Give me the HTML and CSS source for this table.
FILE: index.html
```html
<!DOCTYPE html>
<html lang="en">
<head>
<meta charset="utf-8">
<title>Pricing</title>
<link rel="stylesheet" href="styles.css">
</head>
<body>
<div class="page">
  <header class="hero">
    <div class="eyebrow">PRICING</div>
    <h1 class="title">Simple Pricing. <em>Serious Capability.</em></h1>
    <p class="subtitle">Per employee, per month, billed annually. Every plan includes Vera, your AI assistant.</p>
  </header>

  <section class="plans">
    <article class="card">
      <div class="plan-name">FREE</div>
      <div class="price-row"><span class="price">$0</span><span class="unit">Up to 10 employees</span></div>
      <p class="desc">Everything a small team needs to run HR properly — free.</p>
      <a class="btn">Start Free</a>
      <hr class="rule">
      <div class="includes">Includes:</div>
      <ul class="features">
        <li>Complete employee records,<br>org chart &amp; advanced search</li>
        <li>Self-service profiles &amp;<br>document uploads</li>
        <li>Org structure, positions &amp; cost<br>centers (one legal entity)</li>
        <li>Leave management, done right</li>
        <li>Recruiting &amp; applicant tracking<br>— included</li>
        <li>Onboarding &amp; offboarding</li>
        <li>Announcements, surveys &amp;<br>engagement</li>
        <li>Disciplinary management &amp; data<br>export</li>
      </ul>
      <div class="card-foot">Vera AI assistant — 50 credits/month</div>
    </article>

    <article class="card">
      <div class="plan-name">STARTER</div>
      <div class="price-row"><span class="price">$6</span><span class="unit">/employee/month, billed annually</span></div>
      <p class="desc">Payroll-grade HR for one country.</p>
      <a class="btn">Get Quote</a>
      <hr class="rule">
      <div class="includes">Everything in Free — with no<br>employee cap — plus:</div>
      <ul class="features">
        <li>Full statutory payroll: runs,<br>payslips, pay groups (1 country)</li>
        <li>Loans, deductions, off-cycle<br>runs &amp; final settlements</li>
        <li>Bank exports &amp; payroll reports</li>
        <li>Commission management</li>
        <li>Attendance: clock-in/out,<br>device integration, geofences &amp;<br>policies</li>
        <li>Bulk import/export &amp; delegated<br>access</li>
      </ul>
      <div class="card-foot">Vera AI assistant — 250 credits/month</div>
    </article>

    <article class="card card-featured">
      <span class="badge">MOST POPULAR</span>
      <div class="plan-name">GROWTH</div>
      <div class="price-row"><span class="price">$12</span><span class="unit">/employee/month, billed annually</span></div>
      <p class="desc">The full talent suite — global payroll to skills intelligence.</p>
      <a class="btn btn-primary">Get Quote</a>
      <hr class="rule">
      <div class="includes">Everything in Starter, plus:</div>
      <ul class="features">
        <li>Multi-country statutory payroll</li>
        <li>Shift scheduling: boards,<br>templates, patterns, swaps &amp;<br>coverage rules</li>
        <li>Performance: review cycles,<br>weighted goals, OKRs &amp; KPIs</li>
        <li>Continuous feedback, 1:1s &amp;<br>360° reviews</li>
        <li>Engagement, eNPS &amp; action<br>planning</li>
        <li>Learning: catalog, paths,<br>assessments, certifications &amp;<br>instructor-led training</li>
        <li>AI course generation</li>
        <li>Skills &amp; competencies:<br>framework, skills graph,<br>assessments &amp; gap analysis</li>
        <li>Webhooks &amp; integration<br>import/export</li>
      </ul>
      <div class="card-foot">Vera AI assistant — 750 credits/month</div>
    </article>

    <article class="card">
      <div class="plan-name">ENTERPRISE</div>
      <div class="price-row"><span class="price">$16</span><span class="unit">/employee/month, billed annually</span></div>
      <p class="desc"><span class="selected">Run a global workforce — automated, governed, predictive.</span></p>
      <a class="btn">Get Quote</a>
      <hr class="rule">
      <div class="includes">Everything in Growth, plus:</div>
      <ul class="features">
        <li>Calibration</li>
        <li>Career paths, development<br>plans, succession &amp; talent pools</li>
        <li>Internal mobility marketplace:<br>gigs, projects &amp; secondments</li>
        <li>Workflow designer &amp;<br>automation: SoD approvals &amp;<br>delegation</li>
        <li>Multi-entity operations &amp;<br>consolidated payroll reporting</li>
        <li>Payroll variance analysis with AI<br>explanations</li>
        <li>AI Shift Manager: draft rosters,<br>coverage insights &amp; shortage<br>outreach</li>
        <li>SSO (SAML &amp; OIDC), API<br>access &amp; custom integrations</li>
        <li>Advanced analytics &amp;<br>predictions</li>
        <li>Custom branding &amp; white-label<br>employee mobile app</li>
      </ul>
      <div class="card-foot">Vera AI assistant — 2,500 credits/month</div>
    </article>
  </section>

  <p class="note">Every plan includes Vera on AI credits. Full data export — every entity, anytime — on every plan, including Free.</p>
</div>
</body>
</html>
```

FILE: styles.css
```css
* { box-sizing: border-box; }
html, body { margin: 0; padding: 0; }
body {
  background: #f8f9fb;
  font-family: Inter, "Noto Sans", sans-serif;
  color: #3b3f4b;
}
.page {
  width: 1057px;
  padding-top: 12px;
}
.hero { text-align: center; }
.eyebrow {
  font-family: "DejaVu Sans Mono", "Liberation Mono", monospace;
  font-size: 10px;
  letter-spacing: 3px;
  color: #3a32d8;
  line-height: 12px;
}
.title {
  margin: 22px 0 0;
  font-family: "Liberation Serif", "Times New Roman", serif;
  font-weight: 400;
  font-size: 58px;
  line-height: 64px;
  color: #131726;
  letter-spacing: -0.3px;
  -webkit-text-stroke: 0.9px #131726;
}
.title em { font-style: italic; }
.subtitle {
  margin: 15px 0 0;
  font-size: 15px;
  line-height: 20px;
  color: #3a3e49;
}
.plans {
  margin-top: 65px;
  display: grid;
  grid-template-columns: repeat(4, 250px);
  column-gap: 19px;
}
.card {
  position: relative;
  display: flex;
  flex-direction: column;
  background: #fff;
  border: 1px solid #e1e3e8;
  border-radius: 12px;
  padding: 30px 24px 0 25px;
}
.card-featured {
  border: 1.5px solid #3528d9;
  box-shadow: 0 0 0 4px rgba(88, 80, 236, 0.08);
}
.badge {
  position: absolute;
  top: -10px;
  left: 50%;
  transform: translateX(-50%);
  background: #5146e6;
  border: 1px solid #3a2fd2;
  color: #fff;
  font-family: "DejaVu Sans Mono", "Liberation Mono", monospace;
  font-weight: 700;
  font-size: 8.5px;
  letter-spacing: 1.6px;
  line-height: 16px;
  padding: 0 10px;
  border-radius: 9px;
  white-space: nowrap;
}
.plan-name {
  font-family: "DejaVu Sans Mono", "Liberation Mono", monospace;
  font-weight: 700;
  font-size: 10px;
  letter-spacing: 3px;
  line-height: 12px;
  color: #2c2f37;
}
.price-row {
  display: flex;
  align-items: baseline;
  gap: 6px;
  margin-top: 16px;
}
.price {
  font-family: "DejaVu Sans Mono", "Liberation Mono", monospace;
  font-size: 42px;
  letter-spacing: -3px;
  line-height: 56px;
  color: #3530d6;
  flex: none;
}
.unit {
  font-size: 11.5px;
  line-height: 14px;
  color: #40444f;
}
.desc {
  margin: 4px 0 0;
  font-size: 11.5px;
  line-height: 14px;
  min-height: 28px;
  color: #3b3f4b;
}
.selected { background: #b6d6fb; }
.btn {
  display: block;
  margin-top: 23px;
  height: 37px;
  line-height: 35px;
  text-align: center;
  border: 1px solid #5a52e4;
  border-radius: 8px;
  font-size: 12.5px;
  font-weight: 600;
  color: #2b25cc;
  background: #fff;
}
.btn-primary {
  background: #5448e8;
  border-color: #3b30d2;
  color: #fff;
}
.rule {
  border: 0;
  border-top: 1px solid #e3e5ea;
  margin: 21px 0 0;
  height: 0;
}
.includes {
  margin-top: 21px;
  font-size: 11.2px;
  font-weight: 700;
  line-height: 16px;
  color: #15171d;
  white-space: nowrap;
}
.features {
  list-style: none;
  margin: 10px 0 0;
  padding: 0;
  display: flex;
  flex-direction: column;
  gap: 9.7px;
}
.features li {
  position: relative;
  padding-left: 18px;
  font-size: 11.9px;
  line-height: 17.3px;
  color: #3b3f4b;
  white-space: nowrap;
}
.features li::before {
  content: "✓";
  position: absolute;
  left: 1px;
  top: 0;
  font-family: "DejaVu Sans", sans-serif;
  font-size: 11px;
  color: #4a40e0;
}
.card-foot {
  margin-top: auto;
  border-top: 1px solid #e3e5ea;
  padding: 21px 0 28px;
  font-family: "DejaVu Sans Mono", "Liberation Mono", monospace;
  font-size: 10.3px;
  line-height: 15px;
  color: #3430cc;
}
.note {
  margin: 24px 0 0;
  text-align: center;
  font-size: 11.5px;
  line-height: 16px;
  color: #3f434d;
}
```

==

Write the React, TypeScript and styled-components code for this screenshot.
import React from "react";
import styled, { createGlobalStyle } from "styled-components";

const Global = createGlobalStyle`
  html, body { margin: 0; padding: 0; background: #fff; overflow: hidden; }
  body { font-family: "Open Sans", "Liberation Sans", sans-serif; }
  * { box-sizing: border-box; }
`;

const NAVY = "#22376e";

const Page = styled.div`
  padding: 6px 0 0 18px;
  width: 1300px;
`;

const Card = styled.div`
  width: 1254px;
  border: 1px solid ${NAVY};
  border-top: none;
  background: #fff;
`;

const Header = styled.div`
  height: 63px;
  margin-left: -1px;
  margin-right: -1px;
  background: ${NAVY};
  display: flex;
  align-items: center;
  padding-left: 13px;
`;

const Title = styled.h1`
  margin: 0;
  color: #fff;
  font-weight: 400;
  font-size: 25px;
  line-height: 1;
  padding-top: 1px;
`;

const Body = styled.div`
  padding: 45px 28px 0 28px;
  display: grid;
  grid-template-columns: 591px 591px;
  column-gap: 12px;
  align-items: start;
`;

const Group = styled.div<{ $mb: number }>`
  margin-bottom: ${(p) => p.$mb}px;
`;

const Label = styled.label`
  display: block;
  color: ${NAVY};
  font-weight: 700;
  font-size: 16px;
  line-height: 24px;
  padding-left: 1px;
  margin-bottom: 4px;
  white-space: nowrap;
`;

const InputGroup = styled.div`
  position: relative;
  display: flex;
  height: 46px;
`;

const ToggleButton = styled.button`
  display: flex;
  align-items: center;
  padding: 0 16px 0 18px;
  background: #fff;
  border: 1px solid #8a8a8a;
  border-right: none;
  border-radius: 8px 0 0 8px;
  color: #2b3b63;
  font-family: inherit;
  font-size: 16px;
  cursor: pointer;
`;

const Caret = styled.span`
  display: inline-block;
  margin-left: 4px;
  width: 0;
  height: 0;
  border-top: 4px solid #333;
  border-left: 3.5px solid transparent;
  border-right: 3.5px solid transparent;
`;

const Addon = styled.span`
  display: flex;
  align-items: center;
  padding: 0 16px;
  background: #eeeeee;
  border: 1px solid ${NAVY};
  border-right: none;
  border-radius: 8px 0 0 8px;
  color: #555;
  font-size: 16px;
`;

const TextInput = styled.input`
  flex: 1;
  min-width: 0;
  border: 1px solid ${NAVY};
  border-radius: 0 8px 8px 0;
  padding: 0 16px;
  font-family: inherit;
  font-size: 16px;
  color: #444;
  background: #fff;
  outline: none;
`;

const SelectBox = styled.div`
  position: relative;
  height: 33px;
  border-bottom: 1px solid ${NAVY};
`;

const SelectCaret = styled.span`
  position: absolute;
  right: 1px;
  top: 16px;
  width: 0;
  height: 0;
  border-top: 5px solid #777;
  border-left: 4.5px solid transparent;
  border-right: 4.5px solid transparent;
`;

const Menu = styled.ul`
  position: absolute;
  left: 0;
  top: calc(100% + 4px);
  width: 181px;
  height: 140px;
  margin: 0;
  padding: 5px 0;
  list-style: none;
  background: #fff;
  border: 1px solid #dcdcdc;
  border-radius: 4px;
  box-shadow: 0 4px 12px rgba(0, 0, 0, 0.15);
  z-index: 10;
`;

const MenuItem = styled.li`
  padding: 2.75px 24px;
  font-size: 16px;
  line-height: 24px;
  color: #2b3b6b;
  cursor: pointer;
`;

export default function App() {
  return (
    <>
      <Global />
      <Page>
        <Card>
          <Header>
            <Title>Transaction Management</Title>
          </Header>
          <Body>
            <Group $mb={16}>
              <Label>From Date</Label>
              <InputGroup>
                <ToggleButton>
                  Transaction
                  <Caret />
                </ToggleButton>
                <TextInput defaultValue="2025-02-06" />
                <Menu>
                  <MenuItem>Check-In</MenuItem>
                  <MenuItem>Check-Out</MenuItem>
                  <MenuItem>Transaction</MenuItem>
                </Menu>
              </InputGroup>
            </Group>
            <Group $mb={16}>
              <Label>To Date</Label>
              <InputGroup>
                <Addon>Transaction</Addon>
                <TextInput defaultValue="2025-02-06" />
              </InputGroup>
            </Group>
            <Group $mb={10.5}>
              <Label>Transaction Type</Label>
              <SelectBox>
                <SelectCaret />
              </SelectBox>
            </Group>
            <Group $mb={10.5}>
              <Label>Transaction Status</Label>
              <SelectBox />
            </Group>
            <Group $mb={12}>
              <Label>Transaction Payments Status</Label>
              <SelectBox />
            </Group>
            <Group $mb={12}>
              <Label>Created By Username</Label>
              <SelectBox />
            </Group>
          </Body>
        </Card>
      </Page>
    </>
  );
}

__Aim of the task__: Gather each line of the listing containing the word "this" and show it.

__Exercise output__:
Give me the HTML and CSS source for this table.
Write the React, TypeScript and styled-components code for this screenshot.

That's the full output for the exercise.